On the other hand, the possibility that a class might derive from Foo but violate its immutability isn't terribly different from the possibility that a class which derives from any other class might violate the contracts of its parent class. Any code which accepts a reference of any type which can be subclasssed by outside code might be given an instance of a subclass which violates its parent's contract.

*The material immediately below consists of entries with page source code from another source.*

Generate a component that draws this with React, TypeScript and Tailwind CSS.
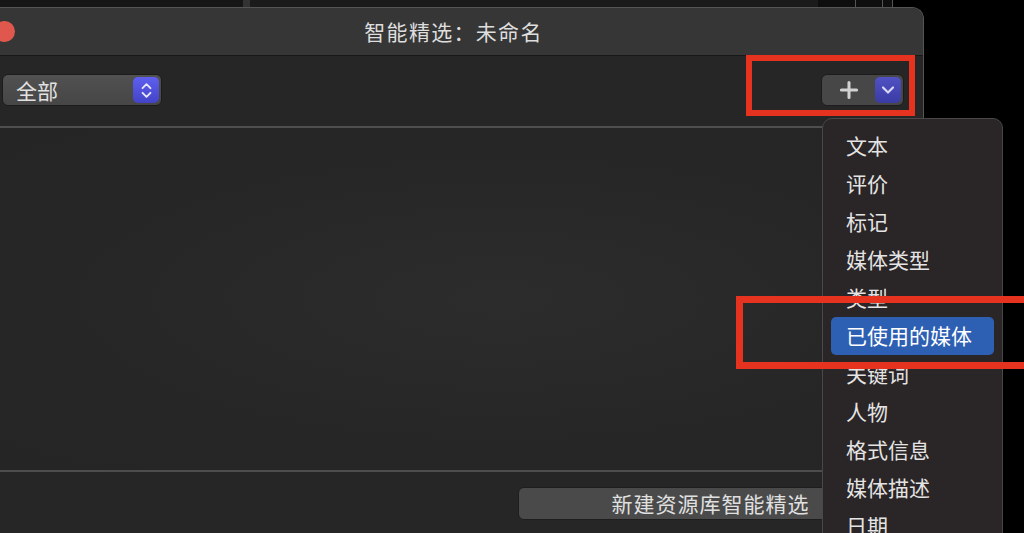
import { Plus, ChevronDown, ChevronsUpDown } from "lucide-react";

const font = {
  fontFamily: '"Noto Sans CJK SC", "Noto Sans", sans-serif',
};

const menuItems = [
  "文本",
  "评价",
  "标记",
  "媒体类型",
  "类型",
  "已使用的媒体",
  "关键词",
  "人物",
  "格式信息",
  "媒体描述",
  "日期",
];

const TopStrip = () => (
  <div className="flex h-[7px] bg-[#141414]">
    <div className="w-[243px] bg-[#161616]" />
    <div className="w-[7px] bg-[#333]" />
    <div className="w-[568px] bg-[#1b1b1b]" />
    <div className="w-[37px] bg-[#0e0e0e]" />
    <div className="w-px bg-[#555]" />
    <div className="w-[26px] bg-[#0e0e0e]" />
    <div className="w-px bg-[#555]" />
    <div className="w-[9px] bg-[#0e0e0e]" />
    <div className="w-px bg-[#555]" />
    <div className="flex-1 bg-black" />
  </div>
);

const Popup = () => (
  <div className="flex h-[32px] w-[160px] items-center justify-between rounded-[6px] border border-[#1c1c1c] bg-gradient-to-b from-[#515151] to-[#464646] pl-[13px] pr-[2px]">
    <span className="text-[21px] leading-none text-[#e2e2e2]">全部</span>
    <div className="flex h-[26px] w-[26px] items-center justify-center rounded-[5px] bg-gradient-to-b from-[#5f5ff0] to-[#4343c8]">
      <ChevronsUpDown size={19} strokeWidth={2.4} className="text-[#e6e6ff]" />
    </div>
  </div>
);

const AddControl = () => (
  <div className="flex h-[32px] w-[83px] items-center justify-between rounded-[6px] border border-[#1c1c1c] bg-[#474747] pl-[14px] pr-[2px]">
    <Plus size={26} strokeWidth={2.8} className="text-[#d2d2d2]" />
    <div className="flex h-[26px] w-[26px] items-center justify-center rounded-[5px] bg-gradient-to-b from-[#5151c4] to-[#3b3ba4]">
      <ChevronDown size={20} strokeWidth={2.6} className="text-[#d8d8f4]" />
    </div>
  </div>
);

const Menu = () => (
  <div className="absolute left-[822px] top-[118px] h-[440px] w-[181px] rounded-[10px] border border-[#4b4647] bg-[#2a2526] px-[8px] pt-[8px]">
    {menuItems.map((item, i) => (
      <div
        key={item}
        className={
          i === 5
            ? "flex h-[38px] items-center rounded-[5px] bg-[#2d5fb3] pl-[15px] text-[21px] text-white"
            : "flex h-[38px] items-center pl-[15px] text-[21px] text-[#e4e4e4]"
        }
      >
        {item}
      </div>
    ))}
  </div>
);

export default function App() {
  return (
    <div
      className="relative h-[533px] w-[1024px] overflow-hidden bg-black"
      style={font}
    >
      <TopStrip />
      <div className="ml-[-16px] flex h-[540px] w-[940px] flex-col overflow-hidden rounded-tr-[12px] border-r border-t border-[#555] bg-[#262626]">
        {/* title bar */}
        <div className="relative flex h-[48px] shrink-0 items-center justify-center border-b border-[#181818] bg-[#363636]">
          <div className="absolute left-[10px] top-[13px] h-[21px] w-[21px] rounded-full bg-[#e0584d]" />
          <span className="text-[21px] tracking-[1.3px] text-[#dedede]">
            智能精选：未命名
          </span>
        </div>

        {/* toolbar */}
        <div className="flex h-[70px] shrink-0 items-center justify-between pl-[18px] pr-[19px] pb-[2px]">
          <Popup />
          <AddControl />
        </div>
        <div className="h-[2px] shrink-0 bg-[#4f4f4f]" />

        {/* rules area */}
        <div className="h-[342px] shrink-0 bg-[radial-gradient(ellipse_at_55%_50%,#2c2c2c_0%,#262626_60%,#252525_100%)]" />
        <div className="h-[2px] shrink-0 bg-[#4d4d4d]" />

        {/* bottom bar */}
        <div className="flex flex-1 justify-end pr-[20px] pt-[15px]">
          <div className="flex h-[33px] w-[385px] items-center justify-center rounded-[6px] border border-[#1e1e1e] bg-[#4a4a4a] text-[21px] tracking-[1px] text-[#e0e0e0]">
            新建资源库智能精选
          </div>
        </div>
      </div>

      <Menu />

      {/* annotations */}
      <div className="absolute left-[746px] top-[55px] h-[61px] w-[169px] border-[6px] border-[#e6331f]" />
      <div className="absolute left-[736px] top-[296px] h-[73px] w-[300px] border-[7px] border-[#e6331f]" />
    </div>
  );
}
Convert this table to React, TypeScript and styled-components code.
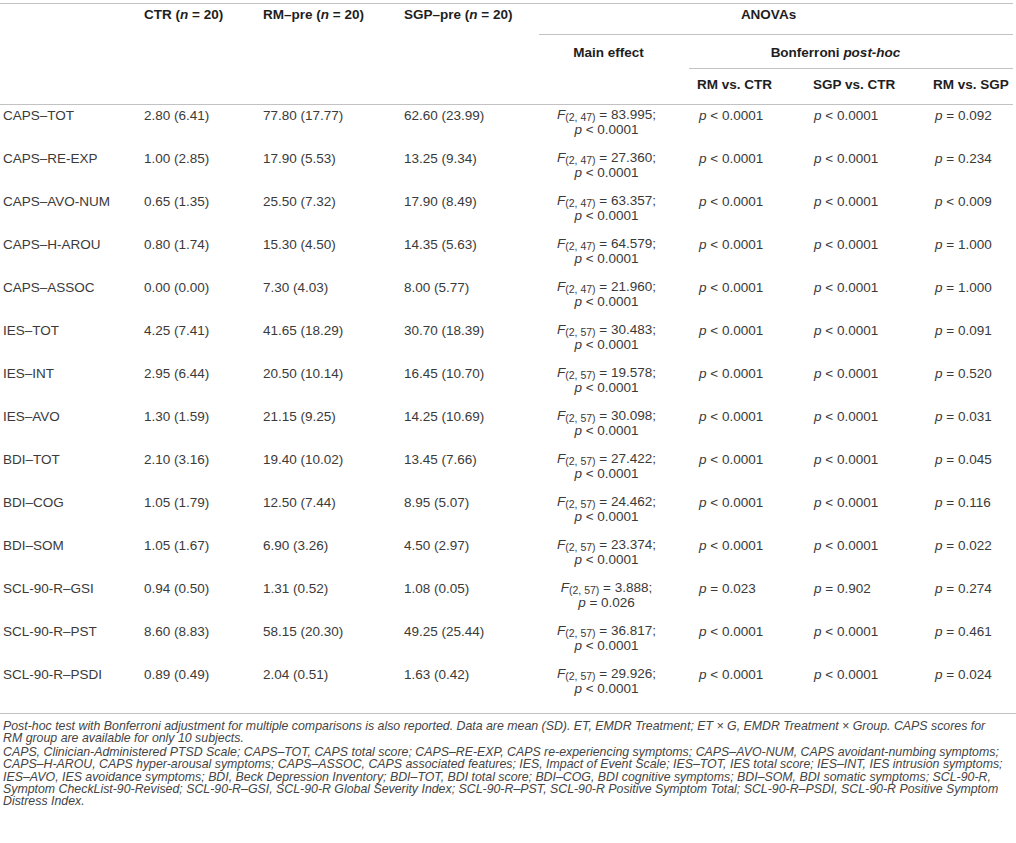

The fundamental question when deciding whether an immutable class should be sealed is the same as for any other class: whether the benefits of leaving the type unsealed outweigh any dangers that would be posed by doing so. In some cases, it may make sense to have an extensible immutable class, or even an abstract class or interface whose concrete implementations are all contractually obligated to be immutable; for example, a drawing package might have an ImmutableShape class with some concrete fields, properties, and methods to define 2D transformations, but an abstract Draw method, allowing for the definition of derivative types ImmutablePolygon, ImmutableTextObject, ImmutableBezierCurve, etc. If someone implements an ImmutableGradientFilledEllipse class but fails to have that type make its own copy of a mutable GradientColorSelector, the colors of gradient-filled polygons might change unexpectedly, but that would be a fault of the ImmutableGradientFilledEllipse class, and not the consuming code. Despite the possibility of a broken implementation failing to uphold the "immutability" contract, an extensible ImmutableShape class would be much more versatile than a sealed one.